Agility Blockers
How we self inhibit our strategy's agility
Blockers are the triggers we inject in our organizations often without knowing it, and that generate agility-inhibiting practices and behaviours. They represent automated patterns in our organizations for how to think, feel, and respond to change. They cause stress, anxiety, self-doubt, frustration in the organization, and sabotage performance.
1. Myopia
This lack of insight is without any doubt the master blocker. "We have a vision, that's good enough, let's focus on the plan". In fact, in today's world, not only the leaders, but the whole organization needs to be able to see far, to catch what is going on. What are the trends, the weak signals in the landscape ? How are my traditional competitors moving ? Which unconventional actors might enter the playing field? Who are my stakeholders, are they helping ? In a nutshell, what are the dynamics ?
2. Disconnection
"In doubt, do the right thing" - Yes, but without guidance how do we know? When we’re lost in nature, we look for high points in the landscape to understand where we are and the direction to reach our end destination. In an organization, we do have the equivalent of peaks in nature. They're called: vision, mission, values, principles. If we have them clear, then we can be agile in execution. But if we're disconnected from them, it's not agility, it's chaos.
3. Dissonance
In a volatile environment, "command & control" is obsolete; we need to be as bottom-up as possible on execution. To allow this, both the destination and the high-level way there must be crystal clear. This is what strategic storytelling does. Both the absence of a clear, cohesive narrative and the lack of coherence will create dissonance. The consequence is failure to engage and align stakeholders.
4. Avoidance
This is the scenario where there is a failure to take responsibility for decisions, outcome or results, leading to lapses in achieving strategic objectives. Why? Because lack of accountability it creates a finger-pointing culture, a risk-adverse environment that kills creativity and agility
5. Indifference
This lack of sense of ownership, personal commitment and engagement has a significant impact on agility.
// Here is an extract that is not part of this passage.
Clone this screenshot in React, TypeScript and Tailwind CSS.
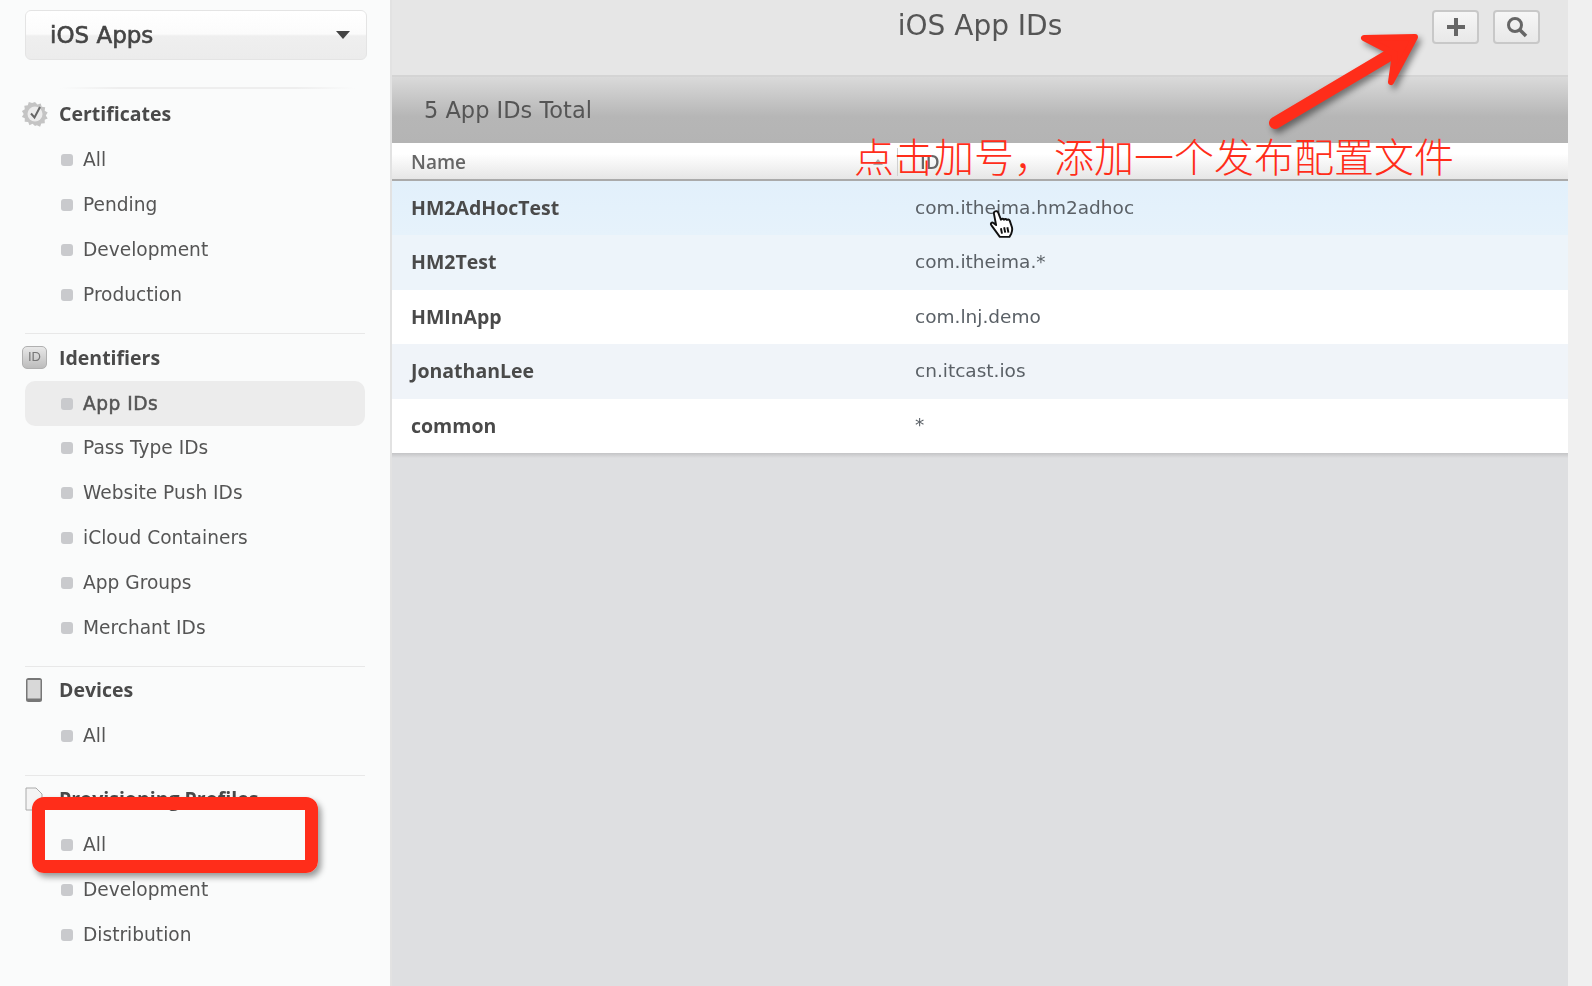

Because on the road to the vision, there will be lots of obstacles, lots of change. And this is usually painful. Only shared ownership provides the energy required. If employees do not “own” the vision, the strategy, why would they be proactive responding to context alterations, why would they even care?
6. Ambiguity
At the heart of an organization, there is decision-making. Whether at the Board level or at team level,
decision-making happens continuously and triggers action, sometimes of critical importance. Who decides? How? Is the decision clear?
Governance is the neural system of an organization. If it doesn't work, it's like the brain sending a signal that muscles cannot understand. This kills execution even before killing agility.
decision-making happens continuously and triggers action, sometimes of critical importance. Who decides? How? Is the decision clear?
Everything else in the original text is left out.